> [AIM OF THE TASK]
No pictures go into the copy. Write out exactly the lines below from the one containing "Rebuild this table" through the one containing "const cell = 'border".

> [DATA LISTING]
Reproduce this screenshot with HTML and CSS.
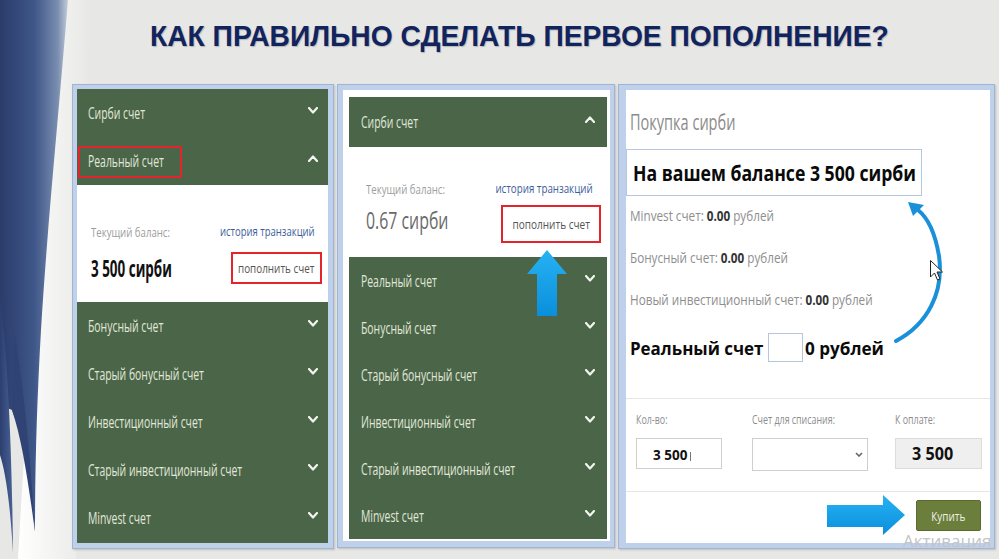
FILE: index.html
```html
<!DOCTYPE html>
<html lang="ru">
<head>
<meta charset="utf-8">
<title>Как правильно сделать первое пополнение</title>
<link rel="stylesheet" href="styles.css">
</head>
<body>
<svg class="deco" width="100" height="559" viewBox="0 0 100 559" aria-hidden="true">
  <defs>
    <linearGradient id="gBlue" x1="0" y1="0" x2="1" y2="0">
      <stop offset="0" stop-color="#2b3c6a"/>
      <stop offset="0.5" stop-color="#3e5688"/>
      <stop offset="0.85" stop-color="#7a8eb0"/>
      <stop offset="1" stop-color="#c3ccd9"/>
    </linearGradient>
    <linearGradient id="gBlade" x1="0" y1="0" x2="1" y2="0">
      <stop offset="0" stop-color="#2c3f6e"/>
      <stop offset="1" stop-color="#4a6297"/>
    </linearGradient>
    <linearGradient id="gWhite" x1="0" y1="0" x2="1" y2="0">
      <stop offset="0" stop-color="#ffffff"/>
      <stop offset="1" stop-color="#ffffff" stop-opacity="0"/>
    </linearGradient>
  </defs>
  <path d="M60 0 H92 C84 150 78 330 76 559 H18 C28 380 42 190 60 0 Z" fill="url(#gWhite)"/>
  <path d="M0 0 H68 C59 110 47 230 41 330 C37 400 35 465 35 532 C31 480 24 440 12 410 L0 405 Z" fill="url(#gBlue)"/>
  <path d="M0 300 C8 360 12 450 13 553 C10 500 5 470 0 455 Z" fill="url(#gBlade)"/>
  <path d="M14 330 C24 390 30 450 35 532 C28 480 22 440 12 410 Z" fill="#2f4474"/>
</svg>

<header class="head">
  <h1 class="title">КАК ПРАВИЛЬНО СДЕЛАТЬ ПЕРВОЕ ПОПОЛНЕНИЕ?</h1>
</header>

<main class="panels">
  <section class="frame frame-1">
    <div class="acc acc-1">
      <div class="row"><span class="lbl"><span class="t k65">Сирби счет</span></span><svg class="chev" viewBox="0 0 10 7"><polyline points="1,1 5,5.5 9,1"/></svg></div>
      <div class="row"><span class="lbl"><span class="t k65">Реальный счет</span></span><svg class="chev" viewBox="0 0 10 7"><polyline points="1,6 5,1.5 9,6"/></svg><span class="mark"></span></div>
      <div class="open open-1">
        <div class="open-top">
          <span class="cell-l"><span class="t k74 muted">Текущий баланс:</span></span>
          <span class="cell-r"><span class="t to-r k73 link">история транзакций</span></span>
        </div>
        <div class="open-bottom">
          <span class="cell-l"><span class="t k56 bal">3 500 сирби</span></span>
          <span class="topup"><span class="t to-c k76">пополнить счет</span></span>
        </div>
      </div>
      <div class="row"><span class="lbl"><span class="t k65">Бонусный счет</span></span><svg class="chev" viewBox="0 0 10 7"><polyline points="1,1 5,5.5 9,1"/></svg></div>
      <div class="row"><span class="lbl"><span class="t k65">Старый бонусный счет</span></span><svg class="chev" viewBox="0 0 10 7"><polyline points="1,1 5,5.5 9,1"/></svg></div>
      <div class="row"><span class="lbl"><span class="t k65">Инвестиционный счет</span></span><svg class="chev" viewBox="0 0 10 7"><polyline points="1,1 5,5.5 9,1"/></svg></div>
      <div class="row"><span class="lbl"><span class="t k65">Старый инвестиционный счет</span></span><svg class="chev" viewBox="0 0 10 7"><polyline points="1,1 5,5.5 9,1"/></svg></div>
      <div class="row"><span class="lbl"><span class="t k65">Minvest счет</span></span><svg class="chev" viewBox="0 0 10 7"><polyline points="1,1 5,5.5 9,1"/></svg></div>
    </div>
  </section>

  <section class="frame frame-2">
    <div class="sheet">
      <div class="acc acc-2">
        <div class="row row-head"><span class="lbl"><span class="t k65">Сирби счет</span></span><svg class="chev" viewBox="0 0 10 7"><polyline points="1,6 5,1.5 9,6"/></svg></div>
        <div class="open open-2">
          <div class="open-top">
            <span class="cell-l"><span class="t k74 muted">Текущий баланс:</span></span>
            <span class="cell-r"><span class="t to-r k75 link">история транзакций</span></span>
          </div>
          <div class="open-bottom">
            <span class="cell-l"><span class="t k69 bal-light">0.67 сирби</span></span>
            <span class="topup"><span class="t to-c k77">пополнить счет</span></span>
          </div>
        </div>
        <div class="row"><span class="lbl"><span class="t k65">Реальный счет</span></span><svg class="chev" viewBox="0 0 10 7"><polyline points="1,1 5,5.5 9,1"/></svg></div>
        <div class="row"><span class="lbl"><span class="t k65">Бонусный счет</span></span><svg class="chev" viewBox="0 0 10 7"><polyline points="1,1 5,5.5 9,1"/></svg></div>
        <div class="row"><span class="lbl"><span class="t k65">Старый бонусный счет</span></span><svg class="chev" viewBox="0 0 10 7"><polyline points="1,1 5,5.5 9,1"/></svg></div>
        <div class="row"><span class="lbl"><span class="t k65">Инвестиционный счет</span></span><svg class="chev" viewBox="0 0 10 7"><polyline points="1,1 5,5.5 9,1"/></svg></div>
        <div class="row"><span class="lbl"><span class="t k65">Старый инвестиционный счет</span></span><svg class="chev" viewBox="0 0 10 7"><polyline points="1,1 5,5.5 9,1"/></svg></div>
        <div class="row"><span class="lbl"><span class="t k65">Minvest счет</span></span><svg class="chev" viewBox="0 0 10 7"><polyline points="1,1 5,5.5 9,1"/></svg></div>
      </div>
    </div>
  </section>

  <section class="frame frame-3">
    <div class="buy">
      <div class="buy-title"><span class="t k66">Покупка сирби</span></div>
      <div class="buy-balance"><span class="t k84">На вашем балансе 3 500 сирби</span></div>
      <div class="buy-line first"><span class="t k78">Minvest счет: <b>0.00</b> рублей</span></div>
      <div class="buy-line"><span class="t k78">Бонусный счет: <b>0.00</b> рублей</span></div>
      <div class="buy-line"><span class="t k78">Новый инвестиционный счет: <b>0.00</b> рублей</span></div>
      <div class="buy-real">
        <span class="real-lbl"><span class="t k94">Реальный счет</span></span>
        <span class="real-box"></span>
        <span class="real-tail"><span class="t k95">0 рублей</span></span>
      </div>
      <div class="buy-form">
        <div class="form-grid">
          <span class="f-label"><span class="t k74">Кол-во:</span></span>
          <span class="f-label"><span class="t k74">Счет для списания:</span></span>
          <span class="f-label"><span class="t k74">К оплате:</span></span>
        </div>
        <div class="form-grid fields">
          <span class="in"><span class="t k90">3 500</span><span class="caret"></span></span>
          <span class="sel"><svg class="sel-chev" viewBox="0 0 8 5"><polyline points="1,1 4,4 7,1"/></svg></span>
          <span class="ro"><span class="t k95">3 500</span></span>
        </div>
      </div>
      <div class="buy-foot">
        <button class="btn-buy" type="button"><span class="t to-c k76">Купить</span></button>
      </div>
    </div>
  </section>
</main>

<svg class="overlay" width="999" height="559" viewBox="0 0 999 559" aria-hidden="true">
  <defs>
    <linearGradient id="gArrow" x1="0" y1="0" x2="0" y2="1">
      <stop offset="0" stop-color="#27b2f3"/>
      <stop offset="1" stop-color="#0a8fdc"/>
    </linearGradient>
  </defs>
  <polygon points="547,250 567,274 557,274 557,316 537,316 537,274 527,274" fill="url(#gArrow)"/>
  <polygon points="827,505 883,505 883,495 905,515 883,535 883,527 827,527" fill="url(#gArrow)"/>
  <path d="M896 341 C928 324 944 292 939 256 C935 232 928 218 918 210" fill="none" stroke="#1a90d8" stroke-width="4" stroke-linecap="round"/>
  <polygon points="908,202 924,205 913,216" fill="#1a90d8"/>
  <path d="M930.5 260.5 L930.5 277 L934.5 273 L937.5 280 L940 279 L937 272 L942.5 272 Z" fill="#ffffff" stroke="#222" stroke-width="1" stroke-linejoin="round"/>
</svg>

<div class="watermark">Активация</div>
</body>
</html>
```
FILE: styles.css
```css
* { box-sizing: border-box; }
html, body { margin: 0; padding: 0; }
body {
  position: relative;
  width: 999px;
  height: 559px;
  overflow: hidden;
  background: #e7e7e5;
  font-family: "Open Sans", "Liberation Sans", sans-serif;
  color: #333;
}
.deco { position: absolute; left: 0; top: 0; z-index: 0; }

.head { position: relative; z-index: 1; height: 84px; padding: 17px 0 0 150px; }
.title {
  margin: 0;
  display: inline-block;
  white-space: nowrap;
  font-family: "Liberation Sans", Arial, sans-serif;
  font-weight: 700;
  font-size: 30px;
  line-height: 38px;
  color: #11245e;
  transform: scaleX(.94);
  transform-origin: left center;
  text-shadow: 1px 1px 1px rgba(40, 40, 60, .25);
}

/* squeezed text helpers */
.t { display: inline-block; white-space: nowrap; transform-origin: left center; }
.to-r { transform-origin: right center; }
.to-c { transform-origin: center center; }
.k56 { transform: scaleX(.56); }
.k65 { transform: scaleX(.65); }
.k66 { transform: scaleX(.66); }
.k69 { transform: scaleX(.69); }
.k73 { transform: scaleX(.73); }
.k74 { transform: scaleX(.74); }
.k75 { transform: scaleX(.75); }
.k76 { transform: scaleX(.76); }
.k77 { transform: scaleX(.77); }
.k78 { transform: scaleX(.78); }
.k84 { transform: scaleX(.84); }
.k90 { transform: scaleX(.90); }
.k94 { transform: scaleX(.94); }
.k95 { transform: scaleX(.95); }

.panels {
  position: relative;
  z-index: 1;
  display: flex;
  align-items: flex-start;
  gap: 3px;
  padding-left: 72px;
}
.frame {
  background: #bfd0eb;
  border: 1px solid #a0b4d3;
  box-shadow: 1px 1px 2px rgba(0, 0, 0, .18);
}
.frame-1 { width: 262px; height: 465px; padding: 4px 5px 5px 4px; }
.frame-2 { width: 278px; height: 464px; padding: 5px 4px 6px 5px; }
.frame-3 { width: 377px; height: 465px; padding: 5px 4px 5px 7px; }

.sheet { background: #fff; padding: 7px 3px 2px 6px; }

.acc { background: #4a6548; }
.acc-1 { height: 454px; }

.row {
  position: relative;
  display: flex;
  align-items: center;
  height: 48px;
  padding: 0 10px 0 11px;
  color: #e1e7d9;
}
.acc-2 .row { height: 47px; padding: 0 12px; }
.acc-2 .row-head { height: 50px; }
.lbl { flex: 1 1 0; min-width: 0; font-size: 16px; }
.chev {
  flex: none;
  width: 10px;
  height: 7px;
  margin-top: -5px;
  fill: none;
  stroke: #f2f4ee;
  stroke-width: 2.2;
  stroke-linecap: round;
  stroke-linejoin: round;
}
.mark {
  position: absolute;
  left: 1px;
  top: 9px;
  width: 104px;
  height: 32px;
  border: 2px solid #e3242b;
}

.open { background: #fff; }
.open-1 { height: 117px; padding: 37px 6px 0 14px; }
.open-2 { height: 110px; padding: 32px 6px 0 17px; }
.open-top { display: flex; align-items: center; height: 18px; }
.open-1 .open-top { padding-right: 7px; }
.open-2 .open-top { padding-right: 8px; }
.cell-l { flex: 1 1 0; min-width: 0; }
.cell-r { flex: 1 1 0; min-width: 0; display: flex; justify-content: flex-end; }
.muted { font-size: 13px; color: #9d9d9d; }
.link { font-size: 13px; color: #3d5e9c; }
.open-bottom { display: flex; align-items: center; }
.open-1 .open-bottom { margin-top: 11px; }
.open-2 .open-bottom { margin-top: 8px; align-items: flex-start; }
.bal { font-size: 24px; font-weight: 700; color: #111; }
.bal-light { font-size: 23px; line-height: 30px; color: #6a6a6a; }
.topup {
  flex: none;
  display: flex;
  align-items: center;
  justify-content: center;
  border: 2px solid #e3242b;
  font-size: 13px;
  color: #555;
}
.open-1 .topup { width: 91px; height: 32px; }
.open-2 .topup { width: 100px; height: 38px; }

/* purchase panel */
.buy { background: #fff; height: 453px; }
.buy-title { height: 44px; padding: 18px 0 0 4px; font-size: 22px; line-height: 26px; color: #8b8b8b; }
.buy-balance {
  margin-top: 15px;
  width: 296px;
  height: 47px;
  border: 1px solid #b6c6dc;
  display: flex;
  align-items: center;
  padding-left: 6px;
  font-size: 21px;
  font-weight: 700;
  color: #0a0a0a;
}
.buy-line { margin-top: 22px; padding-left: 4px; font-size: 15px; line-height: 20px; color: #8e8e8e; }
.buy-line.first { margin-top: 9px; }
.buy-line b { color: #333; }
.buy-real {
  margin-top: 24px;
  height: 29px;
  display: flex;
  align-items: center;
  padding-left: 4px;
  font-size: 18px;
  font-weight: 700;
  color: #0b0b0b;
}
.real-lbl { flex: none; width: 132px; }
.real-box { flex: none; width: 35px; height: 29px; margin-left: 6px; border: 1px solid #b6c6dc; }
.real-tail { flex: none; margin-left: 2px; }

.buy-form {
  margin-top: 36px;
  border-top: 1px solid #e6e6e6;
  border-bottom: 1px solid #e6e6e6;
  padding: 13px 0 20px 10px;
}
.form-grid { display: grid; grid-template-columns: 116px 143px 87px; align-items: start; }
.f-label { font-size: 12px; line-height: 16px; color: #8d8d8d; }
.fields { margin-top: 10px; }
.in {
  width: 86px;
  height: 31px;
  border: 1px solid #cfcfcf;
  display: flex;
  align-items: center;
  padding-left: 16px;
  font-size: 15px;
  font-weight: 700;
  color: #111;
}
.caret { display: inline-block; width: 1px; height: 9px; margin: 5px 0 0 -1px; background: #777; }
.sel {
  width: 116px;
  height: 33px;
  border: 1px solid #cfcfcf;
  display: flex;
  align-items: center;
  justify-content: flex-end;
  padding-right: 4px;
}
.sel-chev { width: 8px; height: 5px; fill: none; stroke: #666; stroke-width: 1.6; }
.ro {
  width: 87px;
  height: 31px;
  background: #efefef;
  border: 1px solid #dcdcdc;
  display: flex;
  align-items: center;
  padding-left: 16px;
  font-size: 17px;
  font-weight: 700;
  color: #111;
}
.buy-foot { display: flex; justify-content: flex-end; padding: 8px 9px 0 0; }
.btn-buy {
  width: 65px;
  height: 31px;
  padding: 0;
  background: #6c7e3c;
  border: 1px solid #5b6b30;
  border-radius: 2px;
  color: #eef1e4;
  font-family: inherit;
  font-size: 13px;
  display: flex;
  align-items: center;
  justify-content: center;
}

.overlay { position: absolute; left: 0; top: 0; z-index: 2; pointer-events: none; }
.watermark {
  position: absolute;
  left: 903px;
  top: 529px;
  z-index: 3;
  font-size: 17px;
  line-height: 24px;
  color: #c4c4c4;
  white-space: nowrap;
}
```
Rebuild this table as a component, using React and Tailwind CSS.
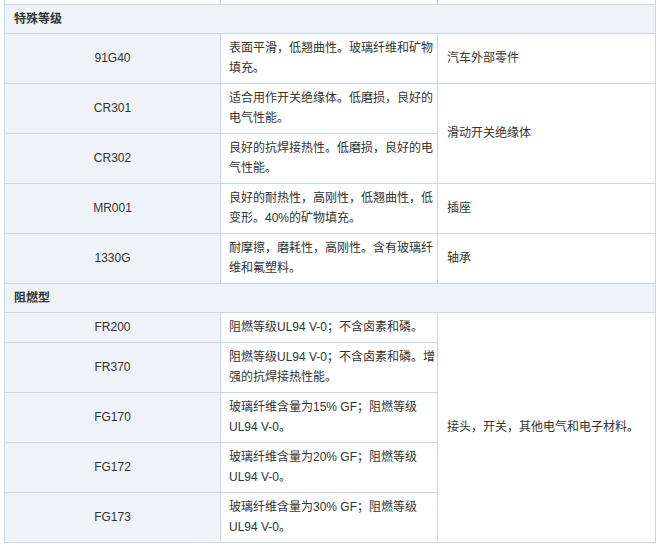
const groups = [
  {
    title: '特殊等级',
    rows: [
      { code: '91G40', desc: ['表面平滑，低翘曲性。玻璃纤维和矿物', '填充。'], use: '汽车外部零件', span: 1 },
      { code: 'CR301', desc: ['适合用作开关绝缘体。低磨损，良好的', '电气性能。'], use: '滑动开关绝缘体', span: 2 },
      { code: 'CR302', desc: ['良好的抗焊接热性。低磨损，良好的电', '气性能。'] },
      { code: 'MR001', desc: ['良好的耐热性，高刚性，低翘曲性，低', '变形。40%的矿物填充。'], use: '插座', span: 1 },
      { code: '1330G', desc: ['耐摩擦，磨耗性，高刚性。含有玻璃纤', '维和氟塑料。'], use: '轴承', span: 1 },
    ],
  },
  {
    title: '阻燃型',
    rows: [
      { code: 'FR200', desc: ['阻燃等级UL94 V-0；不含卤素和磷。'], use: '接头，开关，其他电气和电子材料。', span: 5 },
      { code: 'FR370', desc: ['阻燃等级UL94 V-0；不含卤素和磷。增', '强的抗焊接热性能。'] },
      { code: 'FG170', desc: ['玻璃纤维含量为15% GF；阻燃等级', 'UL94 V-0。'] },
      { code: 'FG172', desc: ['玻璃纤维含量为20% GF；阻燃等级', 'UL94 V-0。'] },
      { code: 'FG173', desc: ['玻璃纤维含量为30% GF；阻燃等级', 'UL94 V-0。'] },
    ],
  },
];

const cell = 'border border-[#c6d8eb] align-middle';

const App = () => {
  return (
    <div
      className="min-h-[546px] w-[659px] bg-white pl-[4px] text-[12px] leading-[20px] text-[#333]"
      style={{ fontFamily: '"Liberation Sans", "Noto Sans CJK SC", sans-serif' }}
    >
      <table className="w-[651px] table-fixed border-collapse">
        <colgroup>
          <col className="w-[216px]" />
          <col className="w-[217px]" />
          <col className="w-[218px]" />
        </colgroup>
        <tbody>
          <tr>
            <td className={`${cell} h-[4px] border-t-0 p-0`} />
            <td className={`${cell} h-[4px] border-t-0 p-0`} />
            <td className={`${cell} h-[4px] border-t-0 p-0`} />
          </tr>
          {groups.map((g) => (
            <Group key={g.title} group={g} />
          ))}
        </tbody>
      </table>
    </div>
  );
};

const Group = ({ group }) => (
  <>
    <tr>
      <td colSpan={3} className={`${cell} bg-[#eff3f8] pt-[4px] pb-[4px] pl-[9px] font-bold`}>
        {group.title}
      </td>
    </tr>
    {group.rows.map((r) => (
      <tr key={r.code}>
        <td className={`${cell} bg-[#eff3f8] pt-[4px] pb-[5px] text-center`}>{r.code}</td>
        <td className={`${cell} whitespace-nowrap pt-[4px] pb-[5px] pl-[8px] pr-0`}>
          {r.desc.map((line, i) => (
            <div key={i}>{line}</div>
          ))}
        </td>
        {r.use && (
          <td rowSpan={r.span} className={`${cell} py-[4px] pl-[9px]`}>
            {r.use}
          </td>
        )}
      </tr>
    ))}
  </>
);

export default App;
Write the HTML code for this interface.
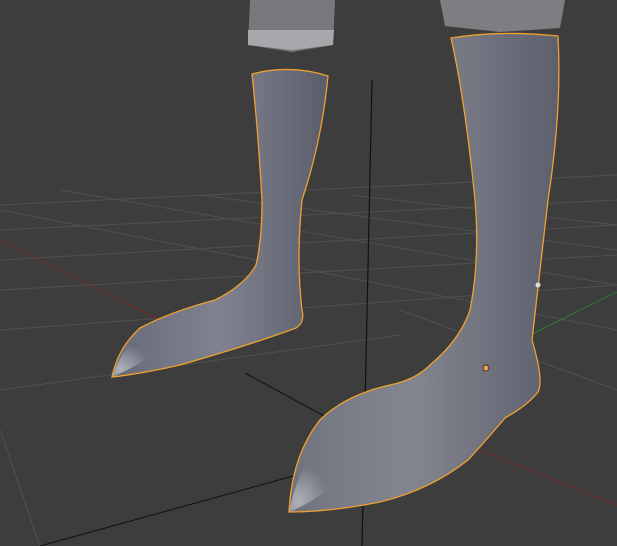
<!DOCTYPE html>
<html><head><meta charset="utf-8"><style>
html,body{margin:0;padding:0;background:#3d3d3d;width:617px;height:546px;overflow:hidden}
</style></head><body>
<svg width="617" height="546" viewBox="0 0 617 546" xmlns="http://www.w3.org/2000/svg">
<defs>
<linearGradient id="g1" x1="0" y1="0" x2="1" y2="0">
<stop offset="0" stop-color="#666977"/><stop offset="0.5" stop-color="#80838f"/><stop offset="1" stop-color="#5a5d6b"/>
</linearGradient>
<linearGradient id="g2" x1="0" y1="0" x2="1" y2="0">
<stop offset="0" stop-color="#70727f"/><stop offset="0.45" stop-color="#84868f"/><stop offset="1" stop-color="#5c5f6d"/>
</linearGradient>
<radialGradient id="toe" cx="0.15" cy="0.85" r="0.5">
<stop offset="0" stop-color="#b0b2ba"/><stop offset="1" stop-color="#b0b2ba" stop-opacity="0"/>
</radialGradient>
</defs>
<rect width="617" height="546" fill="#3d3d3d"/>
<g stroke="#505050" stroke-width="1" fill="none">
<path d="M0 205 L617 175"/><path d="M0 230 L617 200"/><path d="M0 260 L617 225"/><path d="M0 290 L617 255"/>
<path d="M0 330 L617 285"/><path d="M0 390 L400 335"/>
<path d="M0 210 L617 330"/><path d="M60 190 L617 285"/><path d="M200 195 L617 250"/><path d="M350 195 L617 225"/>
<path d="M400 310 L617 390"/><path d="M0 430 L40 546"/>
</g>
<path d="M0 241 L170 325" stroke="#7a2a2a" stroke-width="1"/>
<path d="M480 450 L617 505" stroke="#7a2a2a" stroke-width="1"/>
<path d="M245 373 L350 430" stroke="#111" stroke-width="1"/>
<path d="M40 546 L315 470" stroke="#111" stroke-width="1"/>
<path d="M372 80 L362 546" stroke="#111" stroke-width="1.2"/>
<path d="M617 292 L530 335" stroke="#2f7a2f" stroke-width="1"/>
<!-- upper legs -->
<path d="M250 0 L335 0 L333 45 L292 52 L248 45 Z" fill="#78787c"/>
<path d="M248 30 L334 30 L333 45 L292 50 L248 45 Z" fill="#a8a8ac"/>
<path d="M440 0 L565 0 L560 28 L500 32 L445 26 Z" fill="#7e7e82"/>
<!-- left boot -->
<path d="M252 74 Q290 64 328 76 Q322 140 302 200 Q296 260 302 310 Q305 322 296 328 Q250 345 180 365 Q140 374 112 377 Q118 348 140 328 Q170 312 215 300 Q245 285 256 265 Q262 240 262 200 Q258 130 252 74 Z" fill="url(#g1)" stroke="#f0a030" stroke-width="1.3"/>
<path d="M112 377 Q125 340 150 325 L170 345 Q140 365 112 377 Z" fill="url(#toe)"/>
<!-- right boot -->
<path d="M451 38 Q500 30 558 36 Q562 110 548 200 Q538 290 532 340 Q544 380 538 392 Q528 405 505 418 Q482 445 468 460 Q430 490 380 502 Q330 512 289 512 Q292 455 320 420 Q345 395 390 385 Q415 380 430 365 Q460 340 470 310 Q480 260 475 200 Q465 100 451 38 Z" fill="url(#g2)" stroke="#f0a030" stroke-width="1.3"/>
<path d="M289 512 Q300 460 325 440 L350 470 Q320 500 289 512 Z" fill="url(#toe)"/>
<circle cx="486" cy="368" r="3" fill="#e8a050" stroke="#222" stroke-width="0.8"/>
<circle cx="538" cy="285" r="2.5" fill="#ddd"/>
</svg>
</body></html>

> [COMPLETED TASK]
Rebuild this table as a component, using React and Tailwind CSS.
const groups = [
  {
    title: '特殊等级',
    rows: [
      { code: '91G40', desc: ['表面平滑，低翘曲性。玻璃纤维和矿物', '填充。'], use: '汽车外部零件', span: 1 },
      { code: 'CR301', desc: ['适合用作开关绝缘体。低磨损，良好的', '电气性能。'], use: '滑动开关绝缘体', span: 2 },
      { code: 'CR302', desc: ['良好的抗焊接热性。低磨损，良好的电', '气性能。'] },
      { code: 'MR001', desc: ['良好的耐热性，高刚性，低翘曲性，低', '变形。40%的矿物填充。'], use: '插座', span: 1 },
      { code: '1330G', desc: ['耐摩擦，磨耗性，高刚性。含有玻璃纤', '维和氟塑料。'], use: '轴承', span: 1 },
    ],
  },
  {
    title: '阻燃型',
    rows: [
      { code: 'FR200', desc: ['阻燃等级UL94 V-0；不含卤素和磷。'], use: '接头，开关，其他电气和电子材料。', span: 5 },
      { code: 'FR370', desc: ['阻燃等级UL94 V-0；不含卤素和磷。增', '强的抗焊接热性能。'] },
      { code: 'FG170', desc: ['玻璃纤维含量为15% GF；阻燃等级', 'UL94 V-0。'] },
      { code: 'FG172', desc: ['玻璃纤维含量为20% GF；阻燃等级', 'UL94 V-0。'] },
      { code: 'FG173', desc: ['玻璃纤维含量为30% GF；阻燃等级', 'UL94 V-0。'] },
    ],
  },
];

const cell = 'border border-[#c6d8eb] align-middle';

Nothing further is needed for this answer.